Can you tell us about Warrior Centric Health?

Based on our combined experience, our team launched Warrior Centric Health to bring equity to the healthcare sector. We do that by providing solutions that enable healthcare facilities to deliver optimal care to large, diverse populations of patients whose specific needs are now largely overlooked. This includes veterans, active-duty service members, National Guard, reservists, and their families—what we call the Warrior Community. This fully integrated solution suite provides data science to identify these populations, training for staff on how to work within this culture and outreach tools to reach these communities.  It’s all put into an integrated population health management system that allows health systems, hospitals and medical centers to get a granular view of who's in their community.   We then educate them on how to treat this community effectively, communicate with them, and establish credibility. It's through these partnerships that we have been able to align their mission and what they're trying to do to improve the lives of patients.

 

What advice do you have for other founders out there – particularly founders of color?

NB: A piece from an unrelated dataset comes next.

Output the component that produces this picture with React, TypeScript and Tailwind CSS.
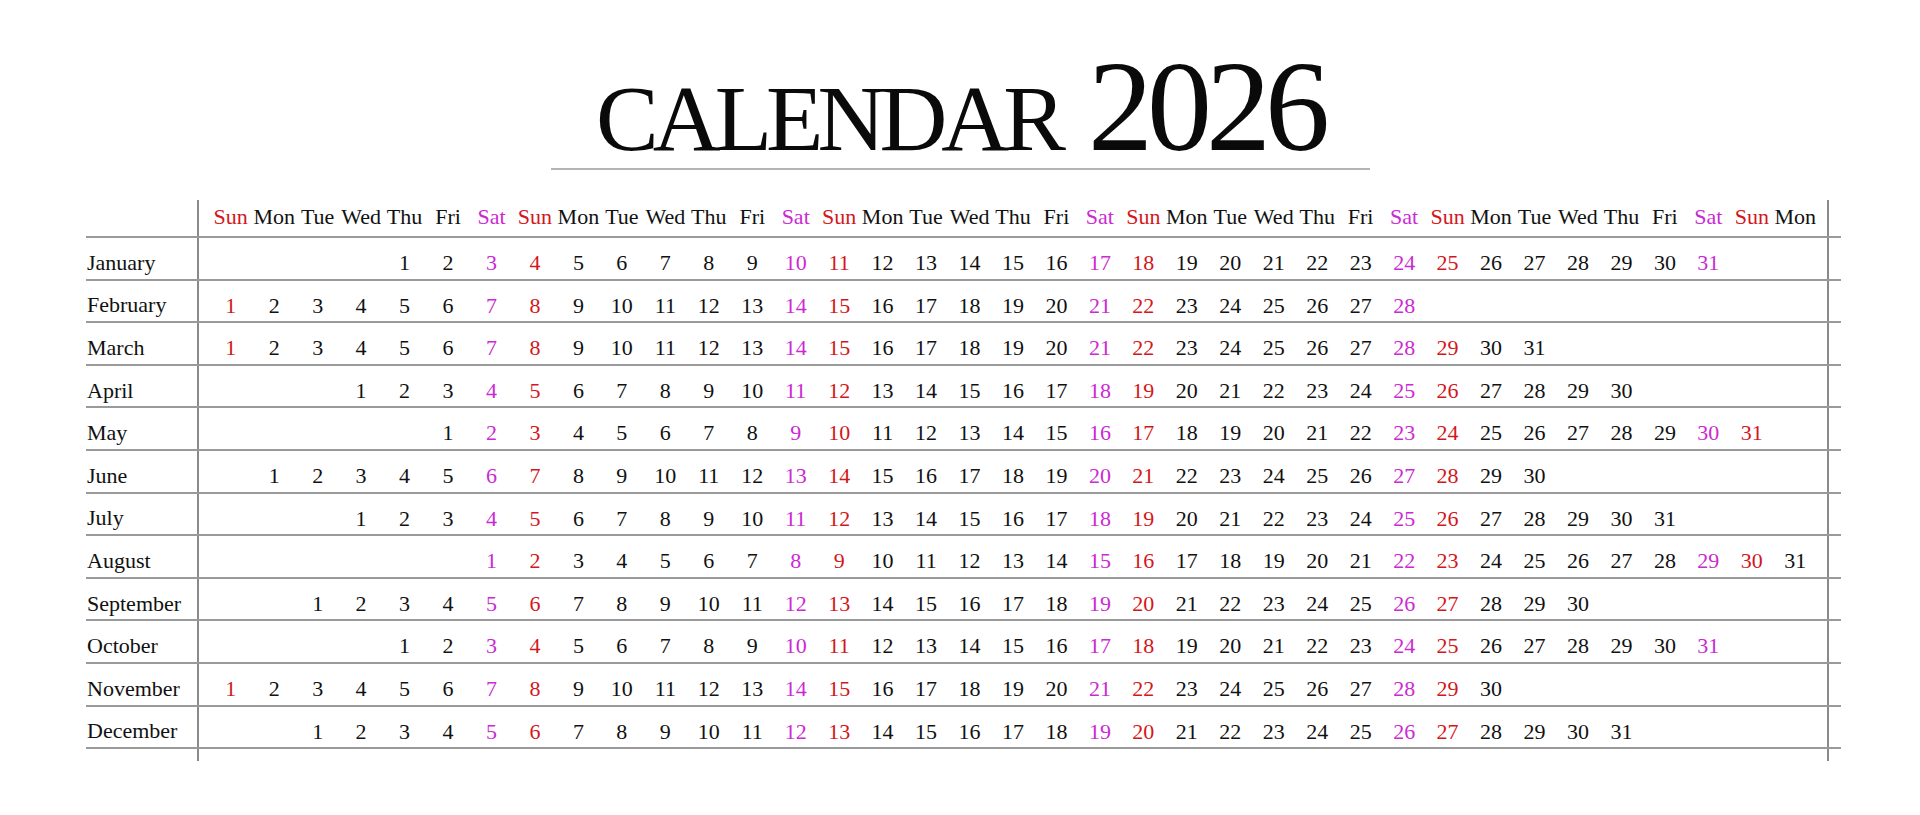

My advice is to be prepared for tough journeys.  Be prepared to exhaust your personal network and personal cash.  It took us over 14 years to get to where we are today with $3.5 million in funding.  If you look at the military and veteran community, including their families, it’s a market of 75 million people, with each of them commercially insured for healthcare at about $5,500 annually. That's a $300 billion annual spend in the commercial healthcare sector that nobody was addressing before we came along.  It’s an incredible opportunity but it has also been an incredibly tough journey to get here.  Harlem Capital published a report that looked at the number of Black and LatinX firms that have raised more than a million in funding since 2000.  It was less than 300.  While I feel proud to be among those 300, I am at the same time disheartened. There is a dearth of investment for brilliant people with brilliant ideas and it’s hurting us as a nation. 

As African Americans and people of color, we've always had to make do and make a lot out of nothing. Make the most of the crumbs. At this point, I am a master crumb cake maker.

In terms of practical advice, I encourage founders of color to be scrappy and look for funding sources through state or local municipalities.  We were very fortunate early on to receive investment from the state of Maryland’s Technology Development Corporation (TEDCO).  

What sustained you through all of this?

When my wife and I graduated from West Point, we recognized that we might have to give our lives in service to the country.  Thankfully, we made it through the era of Gulf War and transitioned into well-paying careers. We had an amazing life. But I must tell you that there was a hole. This nagging thing I couldn’t put my finger on. I would read the policy statements and reports from Iraq and Afghanistan and see the mind-boggling death, destruction and sickness affecting our Service Members, Veterans and their families. It haunted me because these were my people. People I spent 30 years of my life with.   

When we started Warrior Centric Health that hole was filled up because I had a mission, a mission that I was willing to give my life to. Sometimes you've got to pick what will you die for. Once I got to that point, it actually became easy.

What has your experience been like working with Microsoft?

The level of support that we have received has surpassed my expectations. I pinch myself at night. Is this really happening? Especially after 14 years? Our partnership with Microsoft has crystallized our ability to take our company to the national level. You guys have just been absolutely amazing. If someone were to tell me or I had an opportunity to have my wildest dreams of what a partnership would look like with a big tech company, this would be it.